▸ Exercise directions: Transcribe each line of the material as it is, and drop any picture.

▸ Data section:
========================
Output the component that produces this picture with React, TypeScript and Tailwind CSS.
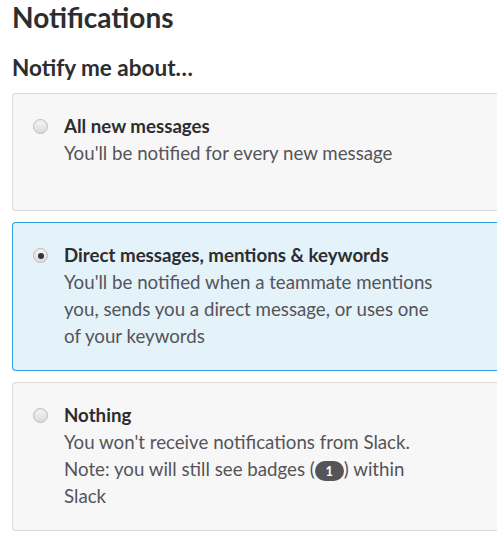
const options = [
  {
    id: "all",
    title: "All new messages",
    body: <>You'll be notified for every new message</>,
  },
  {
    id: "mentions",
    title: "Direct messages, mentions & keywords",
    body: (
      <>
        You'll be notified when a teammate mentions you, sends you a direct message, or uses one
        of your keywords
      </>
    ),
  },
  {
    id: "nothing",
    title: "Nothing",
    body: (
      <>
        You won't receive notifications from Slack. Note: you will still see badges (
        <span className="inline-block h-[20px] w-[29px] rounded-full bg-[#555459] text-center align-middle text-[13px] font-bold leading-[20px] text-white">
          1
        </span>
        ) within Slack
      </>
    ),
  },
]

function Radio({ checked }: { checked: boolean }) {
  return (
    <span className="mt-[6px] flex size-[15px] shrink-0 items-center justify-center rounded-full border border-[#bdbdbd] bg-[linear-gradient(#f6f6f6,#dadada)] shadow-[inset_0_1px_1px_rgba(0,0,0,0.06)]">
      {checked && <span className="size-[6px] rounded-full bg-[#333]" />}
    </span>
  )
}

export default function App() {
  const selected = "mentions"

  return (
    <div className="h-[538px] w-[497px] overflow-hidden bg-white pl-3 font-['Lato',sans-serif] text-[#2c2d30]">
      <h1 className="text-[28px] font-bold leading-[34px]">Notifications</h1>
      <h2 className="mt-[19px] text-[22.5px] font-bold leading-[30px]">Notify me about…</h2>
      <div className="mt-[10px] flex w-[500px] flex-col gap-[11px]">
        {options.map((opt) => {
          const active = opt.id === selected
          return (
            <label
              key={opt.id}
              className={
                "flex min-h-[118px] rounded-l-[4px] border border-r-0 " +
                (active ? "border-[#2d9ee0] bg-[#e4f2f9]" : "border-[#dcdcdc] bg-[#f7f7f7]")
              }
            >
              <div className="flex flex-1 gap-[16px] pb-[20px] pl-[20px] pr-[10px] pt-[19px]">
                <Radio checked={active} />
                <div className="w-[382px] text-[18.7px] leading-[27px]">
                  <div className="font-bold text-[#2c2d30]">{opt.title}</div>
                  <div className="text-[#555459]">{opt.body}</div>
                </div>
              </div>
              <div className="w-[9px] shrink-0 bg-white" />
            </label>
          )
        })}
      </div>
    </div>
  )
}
========================
▸ Task answer:
Output the component that produces this picture with React, TypeScript and Tailwind CSS.
const options = [
  {
    id: "all",
    title: "All new messages",
    body: <>You'll be notified for every new message</>,
  },
  {
    id: "mentions",
    title: "Direct messages, mentions & keywords",
    body: (
      <>
        You'll be notified when a teammate mentions you, sends you a direct message, or uses one
        of your keywords
      </>
    ),
  },
  {
    id: "nothing",
    title: "Nothing",
    body: (
      <>
        You won't receive notifications from Slack. Note: you will still see badges (
        <span className="inline-block h-[20px] w-[29px] rounded-full bg-[#555459] text-center align-middle text-[13px] font-bold leading-[20px] text-white">
          1
        </span>
        ) within Slack
      </>
    ),
  },
]

function Radio({ checked }: { checked: boolean }) {
  return (
    <span className="mt-[6px] flex size-[15px] shrink-0 items-center justify-center rounded-full border border-[#bdbdbd] bg-[linear-gradient(#f6f6f6,#dadada)] shadow-[inset_0_1px_1px_rgba(0,0,0,0.06)]">
      {checked && <span className="size-[6px] rounded-full bg-[#333]" />}
    </span>
  )
}

export default function App() {
  const selected = "mentions"

  return (
    <div className="h-[538px] w-[497px] overflow-hidden bg-white pl-3 font-['Lato',sans-serif] text-[#2c2d30]">
      <h1 className="text-[28px] font-bold leading-[34px]">Notifications</h1>
      <h2 className="mt-[19px] text-[22.5px] font-bold leading-[30px]">Notify me about…</h2>
      <div className="mt-[10px] flex w-[500px] flex-col gap-[11px]">
        {options.map((opt) => {
          const active = opt.id === selected
          return (
            <label
              key={opt.id}
              className={
                "flex min-h-[118px] rounded-l-[4px] border border-r-0 " +
                (active ? "border-[#2d9ee0] bg-[#e4f2f9]" : "border-[#dcdcdc] bg-[#f7f7f7]")
              }
            >
              <div className="flex flex-1 gap-[16px] pb-[20px] pl-[20px] pr-[10px] pt-[19px]">
                <Radio checked={active} />
                <div className="w-[382px] text-[18.7px] leading-[27px]">
                  <div className="font-bold text-[#2c2d30]">{opt.title}</div>
                  <div className="text-[#555459]">{opt.body}</div>
                </div>
              </div>
              <div className="w-[9px] shrink-0 bg-white" />
            </label>
          )
        })}
      </div>
    </div>
  )
}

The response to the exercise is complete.